It is also important to remember that unless you have a recent backup of your data, either via iTunes or iCloud, you will lose all of your data and precious photos when you replace your device. If the touch ceased functioning completely, it may be too late to backup your data, as you have to be able to unlock your device if it is password protected.
What to look for in a quality repair
So Apple wants to charge you over $300 dollars to replace your device and you are concerned that the replacement device will likely suffer from the same defect. Or perhaps you don’t have a recent backup of your data and pictures?
Then the only real option is to have the device properly repaired by an experienced micro-solderer. This is not a trivial repair and for it to be executed successfully, look for a repair shop that can offer you the following:
1. Removal of Meson IC (removing Cumulus is optional and only done when necessary).
2. Removal of the old lead-free solder from the pads on the circuit board.
3. Tinning of all the pads with fresh solder to insure that there is no oxidation left behind.

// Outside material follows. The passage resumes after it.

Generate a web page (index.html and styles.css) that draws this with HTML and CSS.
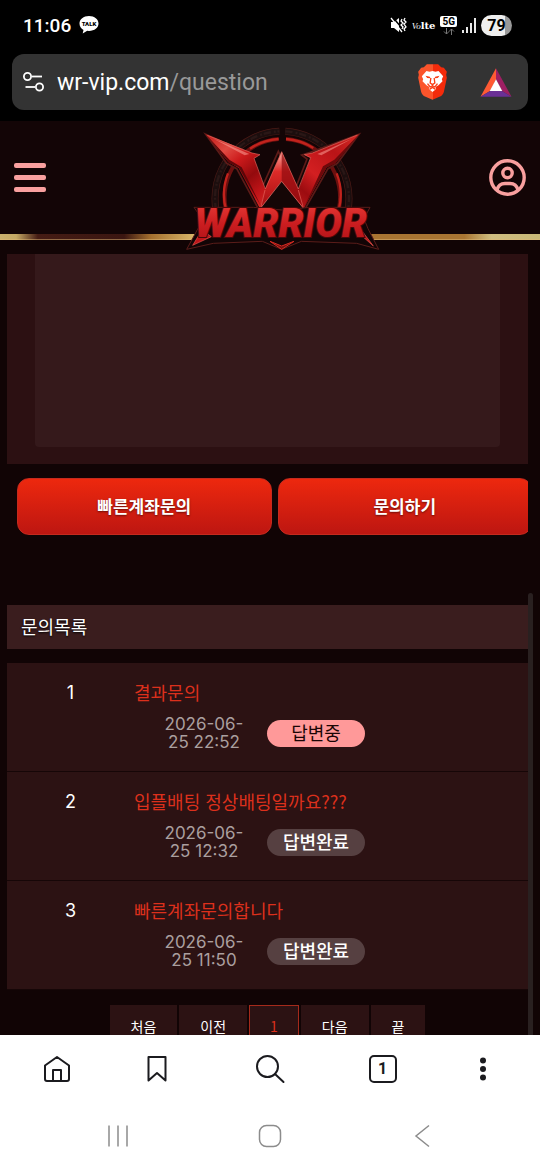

4. Installing a micro-jumper (42 AWG enameled wire) on the M1 pad to secure the electrical connection.
5. Installing a new or reballed Meson IC’s (replacing Cumulus is optional and only done when necessary) while applying micro-soldering best practices (proper flux, removal and cleaning).
6. Final cleaning the circuit board to remove all flux residues.
7. Fully test the touch functions throughout the screen surface.
8. Complete a full-function test on the device to insure that all subsystems, such as cameras, microphones and sensors are operational.
N.B. Shops that offer to “Reflow” the touch IC’s are not solving the problem long-term. Reflow means that you heat the IC so that the solder becomes molten and will re-flow to create a solid connection. While interesting in theory, if there is severe oxidation or a cracked M1 pad, it will not be solved by reflowing. The only way to know if there is oxidation is to remove the IC’s.
Some shops will offer to “Reball” the IC’s. There is nothing inherently wrong with this approach. Reballing means removing the old solder balls on the IC and replacing them with new solder balls. The advantage is that you replace lead-free solder balls with leaded solder balls; this gives you a more pliable connection. The disadvantage is that the longer heat is applied to an IC, the higher the risk of damaging it. At Refectio, we will always install a new IC but sometimes the solder connections are not perfect on the first installation attempt; in those cases we will reball the new IC with leaded solder prior to another installation attempt.
Refectio offers a full Touch IC repair service for $129 with a No Fix/No Fee pricing policy. If we cannot fix your device, you will not be charged. We also stand behind our work; we offer a 6-month warranty on our microsoldering repairs. Don’t hesitate to contact us if you would like to learn more or click on the following link to schedule a repair.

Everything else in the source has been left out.